# EXERCISE BRIEF
Search the listing below for the string "screenshot" and show each line that contains it.
──────── SOURCE RECORDS ────────
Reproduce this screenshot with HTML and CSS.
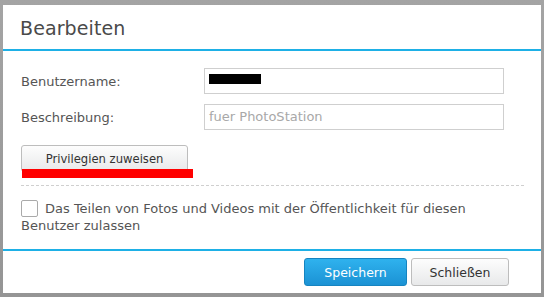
FILE: index.html
```html
<!DOCTYPE html>
<html lang="de">
<head>
<meta charset="utf-8">
<link rel="stylesheet" href="styles.css">
</head>
<body>
<div class="dialog">
  <div class="header">Bearbeiten</div>
  <div class="content">
    <div class="row">
      <label class="label">Benutzername:</label>
      <div class="input"><span class="redact"></span></div>
    </div>
    <div class="row">
      <label class="label">Beschreibung:</label>
      <div class="input placeholder">fuer PhotoStation</div>
    </div>
    <div class="priv">
      <button class="btn">Privilegien zuweisen</button>
      <span class="mark"></span>
    </div>
    <div class="sep"></div>
    <div class="check">
      <span class="box"></span>Das Teilen von Fotos und Videos mit der Öffentlichkeit für diesen Benutzer zulassen
    </div>
  </div>
  <div class="footer">
    <button class="btn primary">Speichern</button>
    <button class="btn close">Schließen</button>
  </div>
</div>
</body>
</html>
```
FILE: styles.css
```css
html, body {
  margin: 0;
  padding: 0;
}
body {
  width: 544px;
  height: 297px;
  background: linear-gradient(#a4a4a4, #959595);
  padding: 5px 3px 4px 3px;
  box-sizing: border-box;
  font-family: "DejaVu Sans", Verdana, sans-serif;
  overflow: hidden;
}
.dialog {
  background: #fff;
  height: 288px;
  display: flex;
  flex-direction: column;
}
.header {
  box-sizing: border-box;
  border-bottom: 2px solid #1eb0e6;
  height: 46px;
  padding: 12px 0 0 17px;
  font-size: 19px;
  color: #4a4a4a;
  letter-spacing: 0.1px;
}
.content {
  height: 198px;
  padding: 17px 0 0 18px;
  box-sizing: border-box;
  position: relative;
}
.row {
  display: flex;
  align-items: center;
  height: 26px;
  margin-bottom: 10px;
}
.label {
  width: 183px;
  font-size: 13px;
  color: #555;
}
.input {
  width: 300px;
  height: 26px;
  box-sizing: border-box;
  border: 1px solid #cfcfcf;
  font-size: 13px;
  line-height: 24px;
  padding-left: 4px;
}
.placeholder {
  color: #a8a8a8;
}
.redact {
  display: inline-block;
  width: 52px;
  height: 10px;
  background: #000;
  margin-top: 5px;
  vertical-align: top;
}
.priv {
  position: relative;
  margin-top: 15px;
  height: 26px;
}
.btn {
  font-family: "DejaVu Sans", Verdana, sans-serif;
  font-size: 12.5px;
  color: #333;
  height: 27px;
  box-sizing: border-box;
  border: 1px solid #bdbdbd;
  border-radius: 3px;
  background: linear-gradient(#fdfdfd, #e8e9ea);
  padding: 0;
  cursor: pointer;
}
.priv .btn {
  width: 167px;
  font-size: 11.6px;
}
.mark {
  position: absolute;
  left: 1px;
  top: 24px;
  width: 171px;
  height: 9px;
  background: #ff0000;
}
.sep {
  margin-top: 14px;
  width: 503px;
  border-top: 1px dashed #cfcfcf;
}
.check {
  margin-top: 14px;
  width: 480px;
  font-size: 13px;
  line-height: 17px;
  color: #555;
}
.box {
  display: inline-block;
  width: 17px;
  height: 17px;
  border: 1px solid #aaa;
  border-radius: 2px;
  box-sizing: border-box;
  background: #fff;
  vertical-align: -4px;
  margin-right: 7px;
}
.footer {
  border-top: 2px solid #1eb0e6;
  flex: 1;
  display: flex;
  justify-content: flex-end;
  align-items: flex-start;
  gap: 4px;
  padding: 6px 32px 0 0;
}
.footer .btn {
  height: 28px;
  margin-top: 1px;
}
.primary {
  width: 103px;
  color: #fff;
  border-color: #1684c0;
  background: linear-gradient(#2fb2ee, #1b92d4);
}
.close {
  width: 98px;
}
```
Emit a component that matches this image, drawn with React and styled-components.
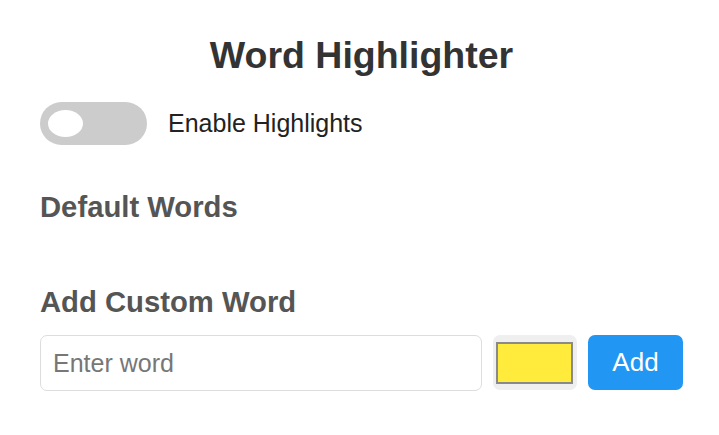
import React from "react";
import styled, { createGlobalStyle } from "styled-components";

const GlobalStyle = createGlobalStyle`
  body {
    margin: 0;
    background: #ffffff;
    font-family: "Liberation Sans", Arial, sans-serif;
  }
`;

const Container = styled.div`
  width: 643px;
  padding: 33px 36px 40px 40px;
  display: flex;
  flex-direction: column;
`;

const Title = styled.h1`
  margin: 0;
  font-size: 37.5px;
  line-height: 44px;
  font-weight: bold;
  color: #333333;
  text-align: center;
`;

const ToggleRow = styled.label`
  display: flex;
  align-items: center;
  gap: 21px;
  margin-top: 25px;
`;

const Track = styled.span`
  display: flex;
  align-items: center;
  width: 107px;
  height: 43px;
  padding-left: 8px;
  box-sizing: border-box;
  border-radius: 22px;
  background: ${(p) => (p.$on ? "#2196F3" : "#cccccc")};
`;

const Knob = styled.span`
  width: 35px;
  height: 27px;
  border-radius: 50%;
  background: #ffffff;
`;

const ToggleText = styled.span`
  font-size: 25px;
  line-height: 29px;
  color: #222222;
`;

const SectionTitle = styled.h3`
  margin: ${(p) => p.$top}px 0 0;
  font-size: 29.25px;
  line-height: 34px;
  font-weight: bold;
  color: #555555;
`;

const WordList = styled.div``;

const InputRow = styled.div`
  display: flex;
  gap: 11px;
  margin-top: 16px;
`;

const WordInput = styled.input`
  width: 442px;
  height: 56px;
  box-sizing: border-box;
  padding: 0 12px;
  border: 1.5px solid #dddddd;
  border-radius: 7px;
  font-family: "Liberation Sans", Arial, sans-serif;
  font-size: 25px;
  color: #333;
  outline: none;
  &::placeholder {
    color: #777777;
  }
`;

const ColorBox = styled.div`
  width: 84px;
  height: 55px;
  box-sizing: border-box;
  padding: 7px 4px 6px 3px;
  border-radius: 7px;
  background: #efefef;
`;

const Swatch = styled.div`
  width: 100%;
  height: 100%;
  box-sizing: border-box;
  border: 2px solid #8a8a8a;
  background: ${(p) => p.$color};
`;

const AddButton = styled.button`
  width: 95px;
  height: 55px;
  border: none;
  border-radius: 7px;
  background: #2196f3;
  color: #ffffff;
  font-family: "Liberation Sans", Arial, sans-serif;
  font-size: 26px;
  cursor: pointer;
`;

export default function App() {
  return (
    <>
      <GlobalStyle />
      <Container>
        <Title>Word Highlighter</Title>
        <ToggleRow>
          <Track $on={false}>
            <Knob />
          </Track>
          <ToggleText>Enable Highlights</ToggleText>
        </ToggleRow>
        <SectionTitle $top={45}>Default Words</SectionTitle>
        <WordList />
        <SectionTitle $top={61}>Add Custom Word</SectionTitle>
        <InputRow>
          <WordInput placeholder="Enter word" />
          <ColorBox>
            <Swatch $color="#ffeb3b" />
          </ColorBox>
          <AddButton>Add</AddButton>
        </InputRow>
      </Container>
    </>
  );
}
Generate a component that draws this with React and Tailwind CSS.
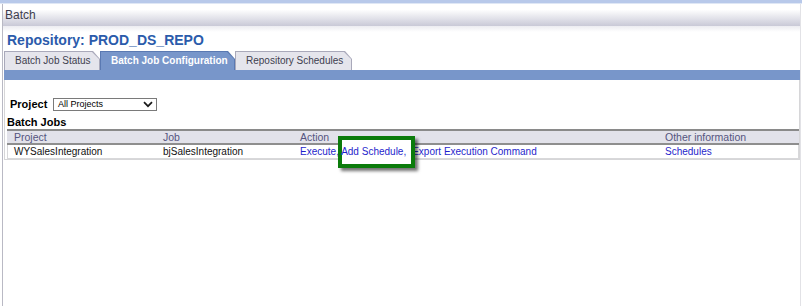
import React from "react";

function Tab({ label, active, width }) {
  return (
    <div
      className={`h-[19px] ${width} ${active ? "bg-[#5a79b2]" : "bg-[#a9a9ba]"} pt-px pl-px pr-px [clip-path:polygon(0_0,calc(100%_-_7px)_0,100%_8px,100%_100%,0_100%)]`}
    >
      <div
        className={`h-full flex items-center pl-[10px] text-[10px] leading-[12px] whitespace-nowrap ${active ? "bg-[#7896ca] text-white font-bold" : "bg-[#e5e5ec] text-[#40404f]"} [clip-path:polygon(0_0,calc(100%_-_7px)_0,100%_7px,100%_100%,0_100%)]`}
      >
        {label}
      </div>
    </div>
  );
}

export default function App() {
  return (
    <div className="w-[802px] h-[306px] bg-white overflow-hidden relative font-['Liberation_Sans',Arial,sans-serif]">
      <div className="h-[3px] bg-[#b8c9ea]" />
      <div className="h-px bg-[#dfe7f5]" />
      <div className="ml-[2px] w-[799px] h-[302px] border-l border-l-[#b9b9c4] border-r border-r-[#e2e2e6]">
        <div className="h-[22px] bg-linear-to-b from-white from-25% to-[#c9c9d7] flex items-center pl-[2px] text-[12px] leading-[14px] text-[#3d3d4d]">
          Batch
        </div>
        <div className="h-[6px] bg-linear-to-b from-[#ececf1] to-white" />
        <div className="pl-[4px] h-[16px] leading-[16px] text-[14px] font-bold text-[#2b5bab]">
          Repository: PROD_DS_REPO
        </div>
        <div className="mt-[3px] flex pl-[1px] h-[19px]">
          <Tab label="Batch Job Status" width="w-[96px]" />
          <Tab label="Batch Job Configuration" width="w-[135px]" active />
          <Tab label="Repository Schedules" width="w-[117px]" />
        </div>
        <div className="h-[10px] ml-[1px] bg-[#7896ca]" />
        <div className="ml-[1px] h-[80px] border-l border-r border-b border-[#d6d6d8] pt-[17px]">
          <div className="flex items-center h-[15px] pl-[5px]">
            <div className="w-[43px] text-[11px] font-bold text-black leading-[13px]">Project</div>
            <div className="w-[104px] h-[13px] border border-[#7a7a7a] bg-white flex items-center justify-between pl-[4px] pr-[2px]">
              <span className="text-[9px] leading-[11px] text-black">All Projects</span>
              <svg width="10" height="7" viewBox="0 0 10 7" className="mr-[1px]">
                <path d="M1 1.2 L5 5.2 L9 1.2" fill="none" stroke="#1a1a1a" strokeWidth="1.7" />
              </svg>
            </div>
          </div>
          <div className="mt-[3px] h-[14px] pl-[2px] text-[11px] font-bold leading-[14px] text-black">Batch Jobs</div>
          <div className="relative ml-[2px]">
            <div className="border-t-2 border-[#8a8a8a] bg-[#e2e2ea] h-[14px] pl-[7px] grid grid-cols-[149px_137px_365px_1fr] text-[10.5px] leading-[12px] text-[#555580]">
              <div>Project</div>
              <div>Job</div>
              <div>Action</div>
              <div>Other information</div>
            </div>
            <div className="h-[2px] bg-[#8e8e8e]" />
            <div className="h-[14px] border-l border-r border-b border-[#d8d8da] pl-[6px] grid grid-cols-[149px_137px_365px_1fr] text-[10px] leading-[13px] text-[#111]">
              <div>WYSalesIntegration</div>
              <div>bjSalesIntegration</div>
              <div className="text-[#1f1fcc] whitespace-nowrap">
                Execute, <span className="relative z-[2]">Add Schedule,</span>
                <span className="ml-[6px]">Export Execution Command</span>
              </div>
              <div className="text-[#1f1fcc]">Schedules</div>
            </div>
            <div className="absolute left-[331px] top-[7px] w-[77px] h-[32px] border-4 border-[#0b7b0b] bg-white z-[1] shadow-[3px_3px_3px_rgba(0,0,0,0.55)]" />
          </div>
        </div>
      </div>
    </div>
  );
}
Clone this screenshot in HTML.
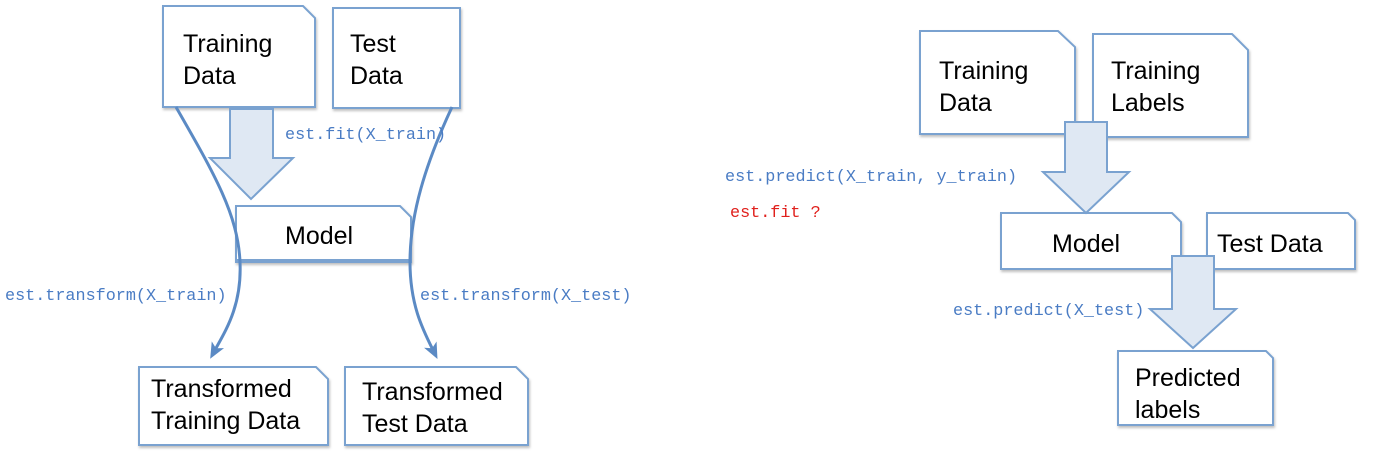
────────
# FINISHED TASK
Reproduce this screenshot with HTML and CSS.
Clone this screenshot in HTML.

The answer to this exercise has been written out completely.